Это тяжелое мужество было отмечено гжатской и смоленской газетами —мужеству — скромное место, герою, родившему хитроумный план — все лавры, ибо «он стоически стоял у дверей, не изъявляя желания уходить…»

Ещё бы взять ему да уйти!

Совершенно так, он «стоически стоял» тогда, как добросовестной, готовой на всякое испытание женорганизатору казалось уже невмоготу длить плановую работу, когда поставила она оба кулака в подбородок храпящему братцу, отпихнула его решительно и не очень, пожалуй, деликатно:

— Нну, ты!

Тогда, нырливо оглянувшись на дверь, где «стоически стоял» слуга закона, братец, одергиваясь, как окунь на лесе, стащил «болящую» за руку, обежал с нею трижды вокруг аналоя, требуя в каждом круге:

— Сплюнь чрез правое плечо! Сплюнь чрез левое! Плюнь перед собой!

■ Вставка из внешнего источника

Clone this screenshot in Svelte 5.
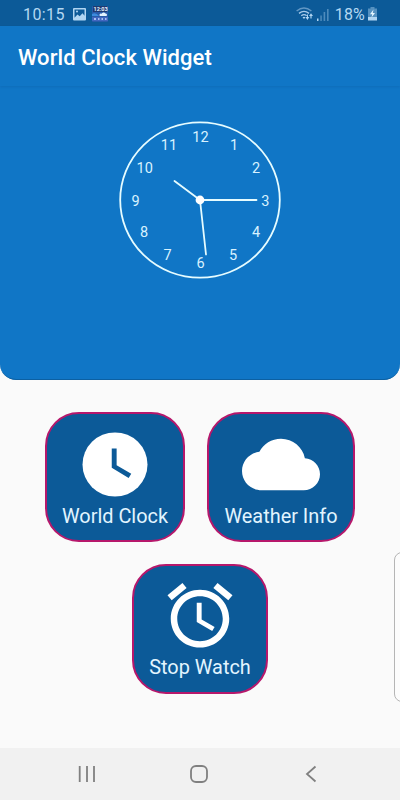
<script lang="ts">
	// position of each number on the 180x170 dial
	const numbers: [number, number, number][] = [
		[12, 90.5, 27],
		[1, 124, 35],
		[2, 146, 58],
		[3, 155.3, 90.5],
		[4, 146, 121.5],
		[5, 123, 144.5],
		[6, 90.5, 153],
		[7, 57.5, 144.5],
		[8, 34, 121.5],
		[9, 25.7, 90.5],
		[10, 34.7, 58],
		[11, 59, 35],
	]

	const cards = [
		{ id: 'world', label: 'World Clock' },
		{ id: 'weather', label: 'Weather Info' },
		{ id: 'stop', label: 'Stop Watch' },
	]
</script>

{#snippet card(item: { id: string; label: string })}
	<button class="card {item.id}">
		<svg class="card_icon" viewBox="0 0 24 24" preserveAspectRatio="none">
			{#if item.id === 'world'}
				<circle cx="12" cy="12" r="10" />
				<path
					class="cut"
					d="M16.2 16.2 11 13V7h1.5v5.2l4.5 2.7-.8 1.3z"
				/>
			{:else if item.id === 'weather'}
				<path
					d="M19.35 10.04C18.67 6.59 15.64 4 12 4 9.11 4 6.6 5.64 5.35 8.04 2.34 8.36 0 10.91 0 14c0 3.31 2.69 6 6 6h13c2.76 0 5-2.24 5-5 0-2.64-2.05-4.78-4.65-4.96z"
				/>
			{:else}
				<path
					d="M22 5.72l-4.6-3.86-1.29 1.53 4.6 3.86L22 5.72zM7.88 3.39L6.6 1.86 2 5.71l1.29 1.53 4.59-3.85zM12.5 8H11v6l4.75 2.85.75-1.23-4-2.37V8zM12 4c-4.97 0-9 4.03-9 9s4.02 9 9 9c4.97 0 9-4.03 9-9s-4.03-9-9-9zm0 16c-3.87 0-7-3.13-7-7s3.13-7 7-7 7 3.13 7 7-3.13 7-7 7z"
				/>
			{/if}
		</svg>
		<span>{item.label}</span>
	</button>
{/snippet}

<div class="screen">
	<header class="status">
		<span class="time">10:15</span>
		<svg class="picture" width="13" height="13" viewBox="0 0 13 13">
			<path
				fill-rule="evenodd"
				d="M1 0h11a1 1 0 0 1 1 1v10.5a1 1 0 0 1-1 1H1a1 1 0 0 1-1-1V1a1 1 0 0 1 1-1zM1.5 1.5v8.2l3-3.2 2.2 1.8 2.8-3 2 2.4V1.5z"
			/>
			<circle cx="4" cy="3.6" r="1" />
		</svg>
		<svg class="widget" width="16" height="16" viewBox="0 0 16 16">
			<rect width="16" height="16" rx="1" fill="#285baa" />
			<rect x="1" width="14" height="6" fill="#20396f" />
			<text x="1.5" y="5.3">12:03</text>
			<path
				d="M8 10h6.5a1.5 1.5 0 0 0-1-2.6 2.3 2.3 0 0 0-4 .4A1.3 1.3 0 0 0 8 10z"
				fill="#e4f3ff"
			/>
			<path d="M0 8q4-2 7 2H0z" fill="#3c8bdd" />
			<path d="M0 11h16v4H0z" fill="#4267c0" />
			<path
				d="M2 13h2M6 13h1.5M9.5 13h1.5M13 13h1.5"
				stroke="#c8dcff"
				stroke-width="1.4"
			/>
		</svg>
		<span class="gap"></span>
		<svg class="wifi" width="18" height="14" viewBox="0 0 18 14">
			<g fill="none" stroke="#a9cbea" stroke-width="1.4">
				<path d="M.6 4Q8 -2 15.4 4" opacity=".55" />
				<path d="M3 6.4q5-4 10 0" />
				<path d="M5.3 8.7q2.7-2.2 5.4 0" />
			</g>
			<path
				d="M6.5 10.3q1.5-1.2 3 0L8 12zM9.5 10h1.5V7.5h1V10h1.3l-1.9 3zM15 6.3l2 2.7h-1.4v2.5h-1.2V9H13z"
			/>
		</svg>
		<svg class="signal" width="12" height="13" viewBox="0 0 12 13">
			<path d="M0 10.5h1.5V13H0z" />
			<path
				opacity=".4"
				d="M3.3 7.5h1.5V13H3.3zM6.6 4h1.6v9H6.6zM10 1h1.6v12H10z"
			/>
		</svg>
		<span class="percent">18%</span>
		<svg class="battery" width="9" height="14" viewBox="0 0 9 14">
			<path d="M2.5 0h4v1.5H9V10H0V1.5h2.5z" opacity=".45" />
			<path d="M0 10h9v3.5H0z" />
			<path d="M5.5 2.5 2 7.2h2.2L3.5 10.5 7 6H4.8z" fill="#e6f7ff" />
		</svg>
	</header>

	<div class="bar">World Clock Widget</div>

	<section class="panel">
		<svg class="dial" width="180" height="170" viewBox="0 0 180 170">
			<ellipse cx="90" cy="85" rx="79.8" ry="77.7" />
			{#each numbers as [n, x, y]}
				<text {x} {y}>{n}</text>
			{/each}
			<path d="M90 85 64.5 66M90 85h56.5M90 85l6 54.5" />
			<circle cx="90" cy="85" r="4.4" />
		</svg>
	</section>

	<main>
		<div class="row">
			{@render card(cards[0])}
			{@render card(cards[1])}
		</div>
		<div class="row">
			{@render card(cards[2])}
		</div>
		<div class="edge"></div>
	</main>

	<nav>
		<svg width="18" height="18" viewBox="0 0 18 18">
			<path d="M1.7 1v16M9 1v16M16 1v16" />
		</svg>
		<svg width="18" height="18" viewBox="0 0 18 18">
			<rect x="1" y="1" width="16" height="16" rx="5" />
		</svg>
		<svg width="18" height="18" viewBox="0 0 18 18">
			<path d="M13.5 1.5 5 9l8.5 7.5" />
		</svg>
	</nav>
</div>

<style>
	:global(body) {
		margin: 0;
	}
	.screen {
		position: relative;
		display: flex;
		flex-direction: column;
		width: 400px;
		height: 800px;
		overflow: hidden;
		background: #fafafa;
		font-family: Roboto, 'Liberation Sans', sans-serif;
	}
	.status {
		display: flex;
		align-items: center;
		box-sizing: border-box;
		height: 26px;
		padding: 2px 23px 0 23px;
		background: #0c5a98;
		color: #b4d8f2;
		fill: #b0d5f2;
		font-size: 16px;
	}
	.time {
		width: 50px;
		letter-spacing: 0.4px;
	}
	.widget {
		margin-left: 6px;
	}
	.widget text {
		fill: #e4f3ff;
		font-size: 5.5px;
		font-weight: 700;
	}
	.gap {
		flex: 1;
	}
	.signal {
		margin: 0 6px 0 3px;
	}
	.percent {
		letter-spacing: 0.2px;
	}
	.battery {
		margin-left: 3px;
	}
	.bar {
		height: 60px;
		background: #1076c6;
		box-shadow: 0 1px 2px rgba(0, 50, 110, 0.12);
		color: #fff;
		font-size: 22px;
		font-weight: 500;
		letter-spacing: 0.07px;
		line-height: 63px;
		padding-left: 18px;
		z-index: 1;
	}
	.panel {
		display: flex;
		justify-content: center;
		box-sizing: border-box;
		height: 294px;
		padding-top: 29px;
		border-bottom: 1px solid #0c60a2;
		border-radius: 0 0 16px 16px;
		background: #1076c6;
	}
	.dial ellipse,
	.dial path {
		fill: none;
		stroke: #e6fcff;
		stroke-width: 1.8;
		stroke-linecap: round;
	}
	.dial text {
		fill: #d8f2ff;
		font-size: 14.5px;
		text-anchor: middle;
	}
	.dial circle {
		fill: #fff;
	}
	main {
		display: flex;
		flex: 1;
		flex-direction: column;
		gap: 22px;
		padding-top: 32px;
	}
	.row {
		display: flex;
		justify-content: center;
		gap: 22px;
	}
	.card {
		display: flex;
		flex-direction: column;
		align-items: center;
		box-sizing: border-box;
		width: 140px;
		height: 130px;
		padding: 12px 0 0;
		border: 2px solid #b6176b;
		border-radius: 34px;
		background: #0c5a98;
		color: #e2f5ff;
		font-family: inherit;
		font-size: 19.9px;
		line-height: 28px;
		white-space: nowrap;
	}
	.weather {
		width: 148px;
	}
	.stop {
		width: 136px;
		padding-top: 11px;
	}
	.card_icon {
		width: 78px;
		height: 77px;
		fill: #fff;
	}
	.cut {
		fill: #0c5a98;
	}
	/* edge panel handle, runs off the right side */
	.edge {
		position: absolute;
		top: 552px;
		left: 394px;
		box-sizing: border-box;
		width: 20px;
		height: 150px;
		border: 1px solid #b5b5b5;
		border-radius: 8px;
		background: #fcfcfc;
	}
	nav {
		display: flex;
		align-items: center;
		gap: 94px;
		box-sizing: border-box;
		height: 52px;
		padding-left: 78px;
		background: #f1f1f1;
	}
	nav svg {
		fill: none;
		stroke: #808080;
		stroke-width: 1.8;
	}
</style>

Сим и прикончился ритуал. Дрыгая ногами, накручивая десницей, будто наглядно демонстрируя, как поверженное, расстроенное до полной паники, внушительное количеством, беспокойно - брыкливое стадо бесов неслось от него прочь, не без тенденции отдельных буйных членов улизнуть, на манер строптивого бычка, братец исчез во внутренних покоях, захлопнув за собою дверь. Здесь, в ритуале, было все прочувствованно — даже отчаянная возня за закрытой дверью, даже судоржный скрип половиц так легко, в самом деле, управиться с чёртовой дюжиной своенравных демонов!

Женорганизатор одевалась дрожащими непослушными руками, пылала румянцем, сдерживала (что таить!) клубок непрошенных слез, герой, родивший план, молча торжествовал победу; лампады чуть потрескивали, дая теплый свет. Опять появилась голубица в платочке; опять умягчительно шептала:

— Силою изошел братец.., Огорчили неповиновением... Но воздействует... А то приедете еще...

...Они так и сделали, и свершили второй рейс к братцу той же ночью. Бок о бок со следователем, начмилицией и понятыми, сбив привычную кепку на затылок, неслась женорганизатор. Она внутренне еще содрогалась от плана (о возможности бережного отношения в женщине она может быть и не подозревала), но выслушивая четырехугольные намеки, хохотала звонче всех — все-таки, сидевший долгие годы в бабских печенках братец, о котором она давно стучала во все партийные и советские двери, был поддет прочно. И тому порукой тут, рядом, — следователь, который, подмигивая огоньком папиросы, уже определял:

— Кукукнем его по сто двадцатой!

— А что голосит сто двадцатая, дорогой товарищ?

С индюшечной солидностью следователь промолчал. О чем ему было говорить? К сожалению сто двадцатая статья уголовного кодекса решительно ничем не грозила герою, родившему замечательный план уловления прохвоста.

 ***

Виталий Федорович. Публикуется по журналу «Суд идет», № 10 за 1926 год.